In this model caching deserialized data would be very difficult if concurrent changes are allowed. Protocols for network lookup and transport  in grid systems rarely allow delivery of async events to the clients (in this case the Local Node is the client for the grid). So we will never be eagerly notified of some session has changed so that we know if we can use the cached deserialized local copy. L1 cache for serialized chunks however may have a function to check if the data is up to date which still requires at least one network request by itself even without locking the data.
Each grid protocol supports different operations and features that can be used to optimize the network access and support cache more efficiently.
Local cache invalidation is more difficult in this model as it is not guaranteed that the HA grid architecture allows notifications to keep the caches up to date with any remote changes.
This model shows the basic operations that can occur arbitrarily in converged applications and containers must guarantee correct execution of the operations under any conditions in the cluster or if this is not possible containers must identify and log the problem that prevents it from executing correctly giving the applications a chance to recover.
In this model we recognize several sources of asynchronous events that can occur spontaneously initiated by the applications or by remote SIP or HTTP entities:
|
Each of these events will need to read and write to a shared session object. If these events occur on the same machine then all that is needed is serializing the access to the shared session. However if these events occur on different server nodes then the access must be coordinated across the cluster.
To ensure correct behaviour it is best to employ some form of converged load balancing that lands related SIP and HTTP requests to the same node and also coordinates server-side operations such as timers or async API invocations related to the same session to be on the same node.
Because this kind of coordination can not be achieved easily, the application servers must be able to handle rare situations that require cluster coordination. Such coordination doesn’t have to be efficient if it occurs rarely without massive spike in the consumed resources.

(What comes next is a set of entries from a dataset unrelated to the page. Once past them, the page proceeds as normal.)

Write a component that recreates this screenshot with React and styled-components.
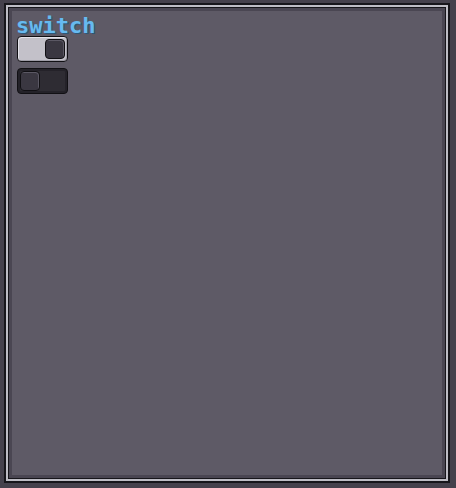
import React, { useState } from 'react';
import styled, { createGlobalStyle, css } from 'styled-components';

const Global = createGlobalStyle`
  html, body {
    margin: 0;
    padding: 0;
    background: #45414c;
    font-family: "DejaVu Sans Mono", monospace;
  }
`;

// pixel frame: dark outline, light ring, dark line, shadow band
const Frame = styled.div`
  box-sizing: border-box;
  width: 446px;
  height: 480px;
  margin: 3px 0 0 4px;
  border: 2px solid #17161b;
  background: #5e5a66;
  box-shadow:
    inset 0 0 0 2px #bebdc5,
    inset 0 0 0 3px #17161b,
    inset 0 0 0 6px #4a4652;
  padding: 9px 0 0 11px;
  display: flex;
  flex-direction: column;
  align-items: flex-start;
`;

const Title = styled.div`
  font-size: 22px;
  font-weight: bold;
  line-height: 22px;
  padding-top: 1px;
  margin-bottom: -1px;
  margin-left: -1px;
  color: #66baf0;
  text-shadow: 1px 1px 0 #2d5676;
`;

const List = styled.div`
  display: flex;
  flex-direction: column;
  gap: 6px;
`;

const Track = styled.button`
  box-sizing: border-box;
  width: 51px;
  height: 26px;
  padding: 2px;
  border: 1px solid #111014;
  border-radius: 4px;
  cursor: pointer;
  display: flex;
  align-items: center;
  ${p => p.on ? css`
    justify-content: flex-end;
    background: #c3c1c9;
    box-shadow: inset 1px 1px 0 #e4e3ea, inset -1px -1px 0 #9f9da7;
  ` : css`
    justify-content: flex-start;
    background: #2e2c33;
    box-shadow: inset 0 0 0 2px #242229;
  `}
`;

const Knob = styled.span`
  box-sizing: border-box;
  width: 20px;
  height: 20px;
  border: 1px solid #111014;
  border-radius: 4px;
  background: #3a3741;
  box-shadow: inset -1px 1px 0 #5b5864;
`;

const Switch = ({ on, onToggle }) => (
  <Track on={on} onClick={onToggle}>
    <Knob />
  </Track>
);

export default function App() {
  const [vals, setVals] = useState([true, false]);
  const toggle = i => setVals(v => v.map((x, j) => (j === i ? !x : x)));
  return (
    <>
      <Global />
      <Frame>
        <Title>switch</Title>
        <List>
          {vals.map((v, i) => (
            <Switch key={i} on={v} onToggle={() => toggle(i)} />
          ))}
        </List>
      </Frame>
    </>
  );
}
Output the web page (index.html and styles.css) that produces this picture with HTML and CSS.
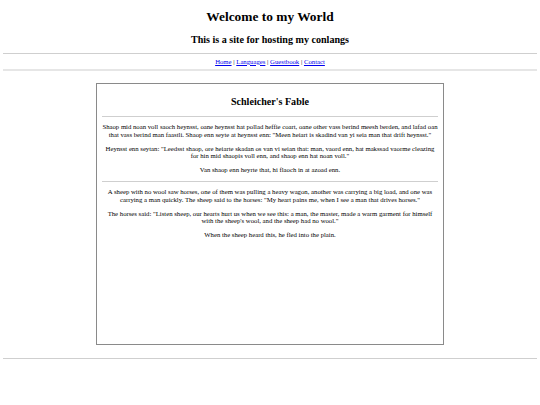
FILE: index.html
```html
<!DOCTYPE html>
<html>
<head>
<meta charset="utf-8">
<title>Welcome to my World</title>
<link rel="stylesheet" href="styles.css">
</head>
<body class="page">
<header class="site-header">
<h1 class="site-title">Welcome to my World</h1>
<h2 class="site-subtitle">This is a site for hosting my conlangs</h2>
</header>
<hr class="rule">
<nav class="nav"><a href="#">Home</a> | <a href="#">Languages</a> | <a href="#">Guestbook</a> | <a href="#">Contact</a></nav>
<hr class="rule rule-soft">
<main class="box">
<h2 class="box-title">Schleicher's Fable</h2>
<hr class="rule">
<p class="text">Shaop mid noan voll saoch heynsst, oane heynsst hat pollad heffie coart, oane other vass berind meesh berden, and lafad oan that vass berind man faastli. Shaop enn seyte at heynsst enn: "Meen heiart is skadind van yi seia man that drift heynsst."</p>
<p class="text">Heynsst enn seytan: "Leedsst shaop, ore heiarte skadan os van vi seian that: man, vaord enn, hat makssad vaorme cleazing for hin mid shaopis voll enn, and shaop enn hat noan voll."</p>
<p class="text">Van shaop enn heyrte that, hi flaoch in at azoad enn.</p>
<hr class="rule">
<p class="text">A sheep with no wool saw horses, one of them was pulling a heavy wagon, another was carrying a big load, and one was carrying a man quickly. The sheep said to the horses: "My heart pains me, when I see a man that drives horses."</p>
<p class="text">The horses said: "Listen sheep, our hearts hurt us when we see this: a man, the master, made a warm garment for himself with the sheep's wool, and the sheep had no wool."</p>
<p class="text">When the sheep heard this, he fled into the plain.</p>
</main>
<hr class="rule">
</body>
</html>
```
FILE: styles.css
```css
html, body {
  margin: 0;
  padding: 0;
}
.page {
  padding: 0 3.4px;
  font-family: "Liberation Serif", "Times New Roman", serif;
  font-size: 6.72px;
  color: #000;
  background: #fff;
  text-align: center;
}
.site-header {
  padding-top: 0.1px;
}
.site-title {
  font-size: 13.4px;
  font-weight: bold;
  margin: 9.2px 0 8.8px;
}
.site-subtitle {
  font-size: 10.08px;
  font-weight: bold;
  margin: 0 0 8.4px;
}
.rule {
  height: 0;
  border: 0;
  border-top: 1px solid #cfcfcf;
  margin: 3.4px 0;
}
.rule-soft {
  border-top: 2px solid #e6e6e6;
  margin-bottom: 0;
}
.nav {
  line-height: 7.7px;
}
.nav a {
  color: #0000ee;
}
.box {
  display: block;
  box-sizing: border-box;
  width: 348px;
  height: 262px;
  margin: 12px auto 12.6px;
  padding: 4.2px 5px;
  border: 1px solid #8a8a8a;
}
.box-title {
  font-size: 10.08px;
  font-weight: bold;
  margin: 8px 0 8.4px;
}
.text {
  margin: 6.5px 0;
  line-height: 7.6px;
}
```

The cost is the following:
Type | Frequency/Popularity | Easy to avoid | Difficulty to coordinate |
1 | High | No | Low |
2 | High | No | Low |
3 | High | No | Low |
4 | High | No | Low |
5 | Very low | Somewhat | High |
6 | Low | No | Medium |
7 | Medium | No | Medium |
8 | Very Low | Yes (always can be done with timer) | Medium |
If there is a stable SIP dialog-based affinity such as Call-ID-based or tag-based stickiness in the load balancer then the probability of all dialogs to land at the same node is  where K is the number of dialogs and N is the number of nodes. This probability is quite low for any reasonable N and K and if we assume the worst case 0, then all costs from [1] apply.
This kind of affinity ensures that transactions of type 1 will always land on the same node. By natural SIP means transaction of type 2 will also always be initiated on the same node. Although transaction of type 3 and 4 are similar they have a different dialog and will land together but not necessarily on the same node as 1 and 2.
SIP Dialog based affinity with Record-Route, Call-ID or tag hints
In this case types 1, 2, 3 and 4 are all in sync and will land on the same node. Thus costs are vastly reduced for application that only use these types of operations.
This event is more difficult to handle because it comes from the outside with no hints that it needs to access the session shared with 1, 2, 3 and 4. Only the application knows that, thus some application-specific technique must be employed. The most general solution that we can support is to tell that SIP client to dial a specific URI, which is not always practical.
Probably the best solution here would be wrap any code that touches the shared object in an async API invocation sacrificing the efficiency and relying on the cluster capability to do proper server-side load balancing.
Type 5 events are closely related to timers and async API calls, because in most cases it would be sufficient to simply execute the event logic in an async API task. If this task is assigned correctly to the node where it belongs then there will be no need to further synchronization.
One problem with this idea however is that you must guarantee that no shared state is touched outside the async API tasks, which is something up to the application to ensure. The container has no way to figure this out.
In HTTP it is common to have a specific URI or a cookie per user that is logged in the system, thus a hint can be inserted or the browser can be redirected to the correct node with standard HTTP and HTML techniques.
Timers and async access APIs are pieces of logic that can be executed at some later time before or after the node they were originally scheduled at has died. In abstract terms these events are tasks that are assigned to certain set of resources such as sessions. After a node dies these tasks must be migrated to a new node with precisely the same rules used to failover the SIP and HTTP sessions. Any failure to do so will require cluster-wise coordination effort to synchronize the access to the shared data from [1].
All async API tasks can be implemented as timers with delay zero and no repetition, so the notion of async API tasks is redundant, but it still plays an important role as a building block separately.